▸ **RECORDS**
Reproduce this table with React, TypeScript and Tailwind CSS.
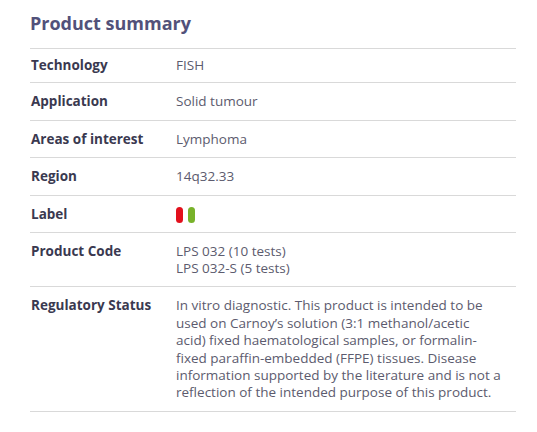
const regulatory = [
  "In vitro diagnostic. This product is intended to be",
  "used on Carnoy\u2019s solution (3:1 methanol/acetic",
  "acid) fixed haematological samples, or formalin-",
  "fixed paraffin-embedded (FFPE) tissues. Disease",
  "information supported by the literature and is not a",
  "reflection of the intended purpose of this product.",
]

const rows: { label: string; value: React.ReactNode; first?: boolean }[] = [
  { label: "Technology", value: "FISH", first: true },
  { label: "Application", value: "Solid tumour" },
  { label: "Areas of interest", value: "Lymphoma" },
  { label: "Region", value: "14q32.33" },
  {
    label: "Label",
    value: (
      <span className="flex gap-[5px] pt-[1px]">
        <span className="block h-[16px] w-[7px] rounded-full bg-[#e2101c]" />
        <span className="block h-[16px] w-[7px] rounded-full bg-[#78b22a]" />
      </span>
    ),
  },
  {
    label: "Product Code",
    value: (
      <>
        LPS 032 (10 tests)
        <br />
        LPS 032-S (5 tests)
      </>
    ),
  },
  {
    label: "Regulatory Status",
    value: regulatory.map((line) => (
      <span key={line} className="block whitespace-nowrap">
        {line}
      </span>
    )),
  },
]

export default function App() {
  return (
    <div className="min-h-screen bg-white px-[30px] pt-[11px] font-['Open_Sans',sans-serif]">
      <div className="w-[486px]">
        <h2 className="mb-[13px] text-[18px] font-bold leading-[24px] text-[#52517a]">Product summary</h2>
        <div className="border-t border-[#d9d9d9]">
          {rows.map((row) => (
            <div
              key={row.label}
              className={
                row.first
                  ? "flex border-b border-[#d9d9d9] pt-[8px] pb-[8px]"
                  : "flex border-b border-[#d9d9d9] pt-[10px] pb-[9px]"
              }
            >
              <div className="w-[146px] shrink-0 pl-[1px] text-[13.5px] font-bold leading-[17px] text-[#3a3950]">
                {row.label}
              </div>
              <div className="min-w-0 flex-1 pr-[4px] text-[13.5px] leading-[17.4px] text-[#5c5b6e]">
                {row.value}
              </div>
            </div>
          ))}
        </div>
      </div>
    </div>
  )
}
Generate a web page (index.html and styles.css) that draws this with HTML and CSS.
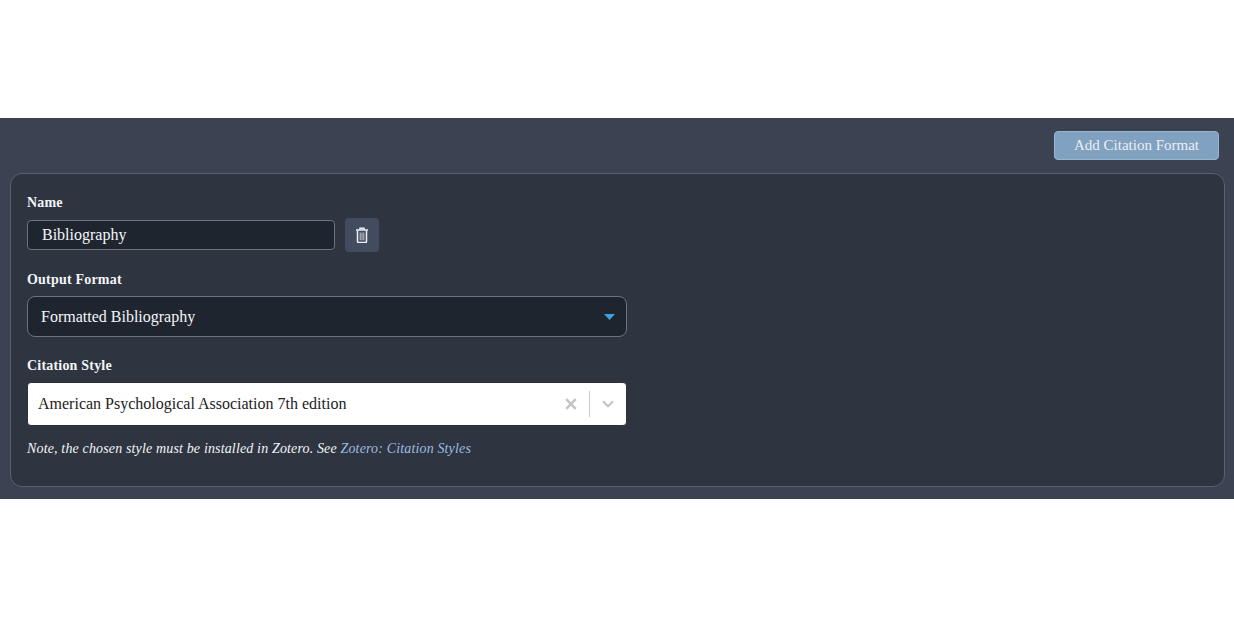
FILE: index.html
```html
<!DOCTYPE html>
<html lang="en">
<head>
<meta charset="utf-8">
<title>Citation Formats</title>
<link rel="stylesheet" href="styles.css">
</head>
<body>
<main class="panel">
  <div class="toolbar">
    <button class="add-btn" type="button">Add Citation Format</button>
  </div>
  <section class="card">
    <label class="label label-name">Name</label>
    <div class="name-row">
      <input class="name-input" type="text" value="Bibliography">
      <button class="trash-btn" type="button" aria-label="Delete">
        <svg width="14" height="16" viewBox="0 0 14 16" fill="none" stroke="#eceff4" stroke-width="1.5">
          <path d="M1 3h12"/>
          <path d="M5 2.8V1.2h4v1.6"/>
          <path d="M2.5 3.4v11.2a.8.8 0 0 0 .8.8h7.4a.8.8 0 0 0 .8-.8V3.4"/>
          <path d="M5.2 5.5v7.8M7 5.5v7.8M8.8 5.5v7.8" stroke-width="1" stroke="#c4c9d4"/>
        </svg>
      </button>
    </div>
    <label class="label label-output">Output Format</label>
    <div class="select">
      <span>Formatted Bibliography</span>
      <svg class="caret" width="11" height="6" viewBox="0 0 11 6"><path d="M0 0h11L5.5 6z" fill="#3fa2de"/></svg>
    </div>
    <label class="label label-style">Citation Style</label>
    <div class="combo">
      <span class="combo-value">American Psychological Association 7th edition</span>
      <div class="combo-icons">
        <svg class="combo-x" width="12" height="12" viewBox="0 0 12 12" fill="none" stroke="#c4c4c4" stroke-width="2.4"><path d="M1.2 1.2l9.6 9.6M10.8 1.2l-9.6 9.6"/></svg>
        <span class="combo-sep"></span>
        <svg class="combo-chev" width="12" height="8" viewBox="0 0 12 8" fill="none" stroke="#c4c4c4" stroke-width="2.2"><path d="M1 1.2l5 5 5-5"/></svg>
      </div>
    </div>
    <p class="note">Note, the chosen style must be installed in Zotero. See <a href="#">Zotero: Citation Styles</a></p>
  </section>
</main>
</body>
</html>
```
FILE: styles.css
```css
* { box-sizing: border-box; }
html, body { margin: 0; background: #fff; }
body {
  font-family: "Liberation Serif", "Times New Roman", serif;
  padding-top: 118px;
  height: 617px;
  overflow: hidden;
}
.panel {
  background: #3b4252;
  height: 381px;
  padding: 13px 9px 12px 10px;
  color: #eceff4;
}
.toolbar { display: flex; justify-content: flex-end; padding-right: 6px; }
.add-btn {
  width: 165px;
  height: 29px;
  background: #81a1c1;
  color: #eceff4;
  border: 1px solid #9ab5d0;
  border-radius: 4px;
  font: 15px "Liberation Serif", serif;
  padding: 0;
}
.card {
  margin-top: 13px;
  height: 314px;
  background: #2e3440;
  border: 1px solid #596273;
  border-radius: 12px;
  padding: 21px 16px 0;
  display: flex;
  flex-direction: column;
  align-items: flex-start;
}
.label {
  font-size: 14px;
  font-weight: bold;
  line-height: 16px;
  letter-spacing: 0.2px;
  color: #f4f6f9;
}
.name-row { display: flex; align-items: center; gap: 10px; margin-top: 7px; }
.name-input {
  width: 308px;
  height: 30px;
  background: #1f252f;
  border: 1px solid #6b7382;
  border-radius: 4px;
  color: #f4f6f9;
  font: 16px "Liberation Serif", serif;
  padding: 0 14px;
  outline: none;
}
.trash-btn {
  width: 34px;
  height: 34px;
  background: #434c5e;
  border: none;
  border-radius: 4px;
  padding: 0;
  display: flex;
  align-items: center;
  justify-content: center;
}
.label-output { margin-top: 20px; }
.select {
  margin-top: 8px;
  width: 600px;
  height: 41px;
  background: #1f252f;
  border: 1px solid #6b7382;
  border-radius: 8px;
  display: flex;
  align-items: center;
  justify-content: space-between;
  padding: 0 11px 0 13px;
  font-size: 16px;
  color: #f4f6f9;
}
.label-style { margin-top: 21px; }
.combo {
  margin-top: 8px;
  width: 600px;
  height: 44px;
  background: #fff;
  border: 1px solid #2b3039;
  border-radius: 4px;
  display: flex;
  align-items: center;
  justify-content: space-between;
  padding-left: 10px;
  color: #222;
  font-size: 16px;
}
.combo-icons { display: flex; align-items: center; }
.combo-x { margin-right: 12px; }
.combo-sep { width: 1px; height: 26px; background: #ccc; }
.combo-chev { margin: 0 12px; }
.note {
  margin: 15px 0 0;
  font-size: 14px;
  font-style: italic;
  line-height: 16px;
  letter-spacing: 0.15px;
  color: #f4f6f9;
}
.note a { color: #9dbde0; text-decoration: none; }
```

▸ **WHAT THE TASK REQUIRES**
Without the pictures, transcribe the listing above exactly.

▸ **EXPECTED OUTPUT**
Reproduce this table with React, TypeScript and Tailwind CSS.
const regulatory = [
  "In vitro diagnostic. This product is intended to be",
  "used on Carnoy\u2019s solution (3:1 methanol/acetic",
  "acid) fixed haematological samples, or formalin-",
  "fixed paraffin-embedded (FFPE) tissues. Disease",
  "information supported by the literature and is not a",
  "reflection of the intended purpose of this product.",
]

const rows: { label: string; value: React.ReactNode; first?: boolean }[] = [
  { label: "Technology", value: "FISH", first: true },
  { label: "Application", value: "Solid tumour" },
  { label: "Areas of interest", value: "Lymphoma" },
  { label: "Region", value: "14q32.33" },
  {
    label: "Label",
    value: (
      <span className="flex gap-[5px] pt-[1px]">
        <span className="block h-[16px] w-[7px] rounded-full bg-[#e2101c]" />
        <span className="block h-[16px] w-[7px] rounded-full bg-[#78b22a]" />
      </span>
    ),
  },
  {
    label: "Product Code",
    value: (
      <>
        LPS 032 (10 tests)
        <br />
        LPS 032-S (5 tests)
      </>
    ),
  },
  {
    label: "Regulatory Status",
    value: regulatory.map((line) => (
      <span key={line} className="block whitespace-nowrap">
        {line}
      </span>
    )),
  },
]

export default function App() {
  return (
    <div className="min-h-screen bg-white px-[30px] pt-[11px] font-['Open_Sans',sans-serif]">
      <div className="w-[486px]">
        <h2 className="mb-[13px] text-[18px] font-bold leading-[24px] text-[#52517a]">Product summary</h2>
        <div className="border-t border-[#d9d9d9]">
          {rows.map((row) => (
            <div
              key={row.label}
              className={
                row.first
                  ? "flex border-b border-[#d9d9d9] pt-[8px] pb-[8px]"
                  : "flex border-b border-[#d9d9d9] pt-[10px] pb-[9px]"
              }
            >
              <div className="w-[146px] shrink-0 pl-[1px] text-[13.5px] font-bold leading-[17px] text-[#3a3950]">
                {row.label}
              </div>
              <div className="min-w-0 flex-1 pr-[4px] text-[13.5px] leading-[17.4px] text-[#5c5b6e]">
                {row.value}
              </div>
            </div>
          ))}
        </div>
      </div>
    </div>
  )
}
Generate a web page (index.html and styles.css) that draws this with HTML and CSS.
FILE: index.html
```html
<!DOCTYPE html>
<html lang="en">
<head>
<meta charset="utf-8">
<title>Citation Formats</title>
<link rel="stylesheet" href="styles.css">
</head>
<body>
<main class="panel">
  <div class="toolbar">
    <button class="add-btn" type="button">Add Citation Format</button>
  </div>
  <section class="card">
    <label class="label label-name">Name</label>
    <div class="name-row">
      <input class="name-input" type="text" value="Bibliography">
      <button class="trash-btn" type="button" aria-label="Delete">
        <svg width="14" height="16" viewBox="0 0 14 16" fill="none" stroke="#eceff4" stroke-width="1.5">
          <path d="M1 3h12"/>
          <path d="M5 2.8V1.2h4v1.6"/>
          <path d="M2.5 3.4v11.2a.8.8 0 0 0 .8.8h7.4a.8.8 0 0 0 .8-.8V3.4"/>
          <path d="M5.2 5.5v7.8M7 5.5v7.8M8.8 5.5v7.8" stroke-width="1" stroke="#c4c9d4"/>
        </svg>
      </button>
    </div>
    <label class="label label-output">Output Format</label>
    <div class="select">
      <span>Formatted Bibliography</span>
      <svg class="caret" width="11" height="6" viewBox="0 0 11 6"><path d="M0 0h11L5.5 6z" fill="#3fa2de"/></svg>
    </div>
    <label class="label label-style">Citation Style</label>
    <div class="combo">
      <span class="combo-value">American Psychological Association 7th edition</span>
      <div class="combo-icons">
        <svg class="combo-x" width="12" height="12" viewBox="0 0 12 12" fill="none" stroke="#c4c4c4" stroke-width="2.4"><path d="M1.2 1.2l9.6 9.6M10.8 1.2l-9.6 9.6"/></svg>
        <span class="combo-sep"></span>
        <svg class="combo-chev" width="12" height="8" viewBox="0 0 12 8" fill="none" stroke="#c4c4c4" stroke-width="2.2"><path d="M1 1.2l5 5 5-5"/></svg>
      </div>
    </div>
    <p class="note">Note, the chosen style must be installed in Zotero. See <a href="#">Zotero: Citation Styles</a></p>
  </section>
</main>
</body>
</html>
```
FILE: styles.css
```css
* { box-sizing: border-box; }
html, body { margin: 0; background: #fff; }
body {
  font-family: "Liberation Serif", "Times New Roman", serif;
  padding-top: 118px;
  height: 617px;
  overflow: hidden;
}
.panel {
  background: #3b4252;
  height: 381px;
  padding: 13px 9px 12px 10px;
  color: #eceff4;
}
.toolbar { display: flex; justify-content: flex-end; padding-right: 6px; }
.add-btn {
  width: 165px;
  height: 29px;
  background: #81a1c1;
  color: #eceff4;
  border: 1px solid #9ab5d0;
  border-radius: 4px;
  font: 15px "Liberation Serif", serif;
  padding: 0;
}
.card {
  margin-top: 13px;
  height: 314px;
  background: #2e3440;
  border: 1px solid #596273;
  border-radius: 12px;
  padding: 21px 16px 0;
  display: flex;
  flex-direction: column;
  align-items: flex-start;
}
.label {
  font-size: 14px;
  font-weight: bold;
  line-height: 16px;
  letter-spacing: 0.2px;
  color: #f4f6f9;
}
.name-row { display: flex; align-items: center; gap: 10px; margin-top: 7px; }
.name-input {
  width: 308px;
  height: 30px;
  background: #1f252f;
  border: 1px solid #6b7382;
  border-radius: 4px;
  color: #f4f6f9;
  font: 16px "Liberation Serif", serif;
  padding: 0 14px;
  outline: none;
}
.trash-btn {
  width: 34px;
  height: 34px;
  background: #434c5e;
  border: none;
  border-radius: 4px;
  padding: 0;
  display: flex;
  align-items: center;
  justify-content: center;
}
.label-output { margin-top: 20px; }
.select {
  margin-top: 8px;
  width: 600px;
  height: 41px;
  background: #1f252f;
  border: 1px solid #6b7382;
  border-radius: 8px;
  display: flex;
  align-items: center;
  justify-content: space-between;
  padding: 0 11px 0 13px;
  font-size: 16px;
  color: #f4f6f9;
}
.label-style { margin-top: 21px; }
.combo {
  margin-top: 8px;
  width: 600px;
  height: 44px;
  background: #fff;
  border: 1px solid #2b3039;
  border-radius: 4px;
  display: flex;
  align-items: center;
  justify-content: space-between;
  padding-left: 10px;
  color: #222;
  font-size: 16px;
}
.combo-icons { display: flex; align-items: center; }
.combo-x { margin-right: 12px; }
.combo-sep { width: 1px; height: 26px; background: #ccc; }
.combo-chev { margin: 0 12px; }
.note {
  margin: 15px 0 0;
  font-size: 14px;
  font-style: italic;
  line-height: 16px;
  letter-spacing: 0.15px;
  color: #f4f6f9;
}
.note a { color: #9dbde0; text-decoration: none; }
```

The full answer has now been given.